In one well-known Alaska case, rain falling on snow in the winter of 2003-04 caused the Teshekpuk Lake caribou herd of the central North Slope to move to better winter browsing 200 miles east in the Arctic National Wildlife Refuge. About third of collared animals died that winter, making it the herd’s the biggest winter mortality on record, according to the Bieniek-led study.
In Russia, there have been mass die-offs of Yamal reindeer, with tens of thousands lost to starvation that was tied to separate rain-on-snow events in 2006 and 2013. Those winter rains, in turn, have been linked to reduced Arctic sea ice.
One of the most dramatic rain-on-snow cases occurred in late 2003, when about 20,000 muskox died on Canada’s Banks Island. Inuit hunters found surviving animals months later, wandering and disoriented, according to reports. The death toll was about a quarter of the island’s muskox population.
Even mild rain-on-snow events can cause far-reaching damages to muskox populations, one scientist has found.
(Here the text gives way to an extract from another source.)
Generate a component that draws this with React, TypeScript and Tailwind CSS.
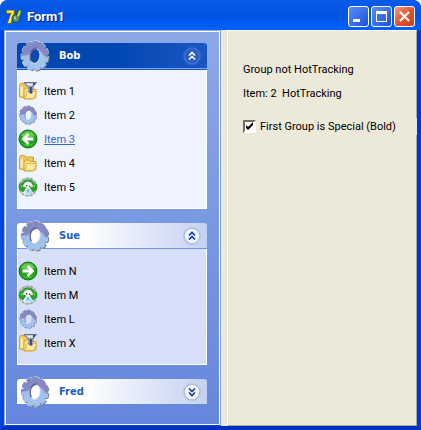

Research by Joel Berger of Colorado State University found that among muskox populations in western Alaska and on Russia’s Wrangel Island, difficulties encountered by pregnant females were manifested in their offspring, which three years after rain events had smaller-than-normal skulls and skeletons. Results are described in a study published a year ago in the journal Scientific Reports.
Rain does not have to be severe to make browsing conditions poor, said Berger, who has extensively studies muskox and described those studies in a 2018 book. “Muskox really like it cold and clear,” he said.
For those who hate the icy conditions created when rain falls on snow, the projections hold potentially good news for the southern parts of Alaska.
Rain-on-snow events will become less frequent in Anchorage, the state’s largest city, in the southwestern hub of Bethel and in the capital city of Juneau on the state’s southeast panhandle. The change will be most dramatic in Juneau, where rain-on-snow frequency will is expected to be cut by more than 80 percent from what is considered the current norm.
The reason for the decrease in events? Less snow.
“Increasingly, what happens will be it’ll be just rain,” Thoman said.